Selling, administrative and general (SAG) expenses in the fourth quarter declined $6 million from the prior year. This year-over-year decline in overhead costs is due mostly to reductions in employee-related expenses, which more than offset a year-over-year increase in project costs of $2.6 million related to the replacement of legacy IT systems. Additionally, the current year's fourth quarter included expenses of $8.5 million for the fair market value of donated real estate as compared to $5.1 million in the prior year. Excluding the effects of donated real estate from both years, SAG expenses declined 11 percent versus the prior year's fourth quarter.
Full Year Summary and Comparisons with the Prior Year
-- Net earnings were $30 million, including $19 million from continuing operations.
-- Cash earnings were $369 million from continuing operations and $12 million from discontinued operations.
-- Aggregates shipments declined 26 percent, reducing pretax earnings $334 million.
-- Aggregates pricing increased 3 percent.
-- Cash provided by operating activities was $453 million compared with $435 million in the prior year.
-- Full year capital spending was $110 million compared with $353 million in the prior year.
-- Free cash flow was $343 million compared with $82 million in the prior year.
-- Total debt was reduced by $810 million in 2009.
Commenting on the full year, Mr. James stated, "Throughout the period of protracted decline in demand for construction materials, Vulcan employees have managed costs aggressively. In 2009, their efforts further rationalized production and reduced operating hours, thereby offsetting some of the cost impact related to lower volumes. Their efforts also contributed to an increase in free cash flow, demonstrating the cash generation ability of our business even in the midst of an economic recession."
All results are unaudited.
Outlook Highlights and Commentary
Commenting on the Company's outlook, Mr. James stated, "Overall, the construction environment remains challenging, reflecting continued weak private nonresidential construction activity and uncertainty regarding the timing and amount of a new multi-year federal highway program.
"Since May of last year, highway construction awards have been buoyed by stimulus-related funding. Through December 2009, the Federal Highway Administration reported approximately $15 billion of stimulus-related highway projects under construction with $5.6 billion of these stimulus funds having been paid to contractors for work performed. During this same period, Vulcan-served states lagged the rest of the country in awarding and starting stimulus-related highway construction projects. These differences in awarding projects and spending patterns are due in part to the types of projects planned and to the proportion sub-allocated to Metropolitan Planning Organizations less accustomed to implementing a large number of projects. The above-average increase in our states in fourth quarter contract awards for highways provides some encouragement that construction activity in our states should improve in 2010.

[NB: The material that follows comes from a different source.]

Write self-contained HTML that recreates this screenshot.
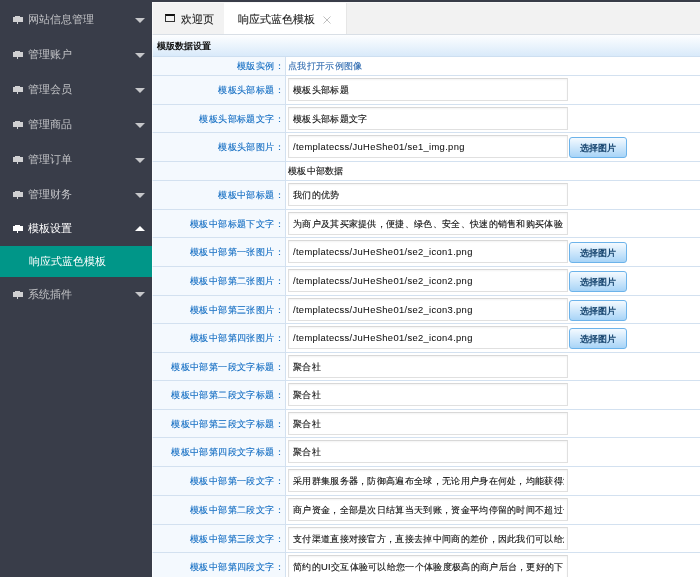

"Overall, our outlook for aggregates demand in 2010 reflects an increase in highway and other infrastructure-related construction activity due primarily to stimulus-related funding. While we have assumed that regular federal funding for highways will remain at an annualized level consistent with fiscal year 2009 under SAFETEA-LU, Congress will need to act quickly to restore fiscal year 2010 funding levels and contract authority prior to the start of the construction season. Additionally, residential construction activity should increase year-over-year in 2010, albeit from low levels. Further weakness is expected in private nonresidential construction. As a result, aggregates volumes are expected to be flat to up 5 percent from 2009 levels. For the full year 2010, we expect aggregates pricing to improve 2 to 3 percent.
"In our asphalt business, we expect sales volumes to increase approximately 5 percent from 2009 levels. Pricing for asphalt mix is expected to increase from 2009 levels but not enough to offset projected higher prices for liquid asphalt and aggregates. As a result, we expect lower material margins in asphalt when compared with the prior year. In concrete, we expect sales volumes to remain flat with the prior year and pricing to decline modestly, reflecting continued weakness in private nonresidential construction.
"Debt reduction and achieving target debt ratios remain a priority use of cash flows. For the full year, we expect capital spending of approximately $125 million, up from $110 million spent in 2009 and down sharply from the $353 million spent in 2008.
"Our available production capacity and ongoing efforts to improve cash margins position Vulcan to participate efficiently and effectively in the $50 to $60 billion of stimulus-related construction, including significant remaining portions of the $27 billion for highways and bridges. We expect 2010 to be the largest year of stimulus-related highway demand for our products followed by another solid year in 2011. By that time, we expect demand from private construction activity to be improving, accelerating the earnings leverage from our improved cost structure and disciplined approach to pricing."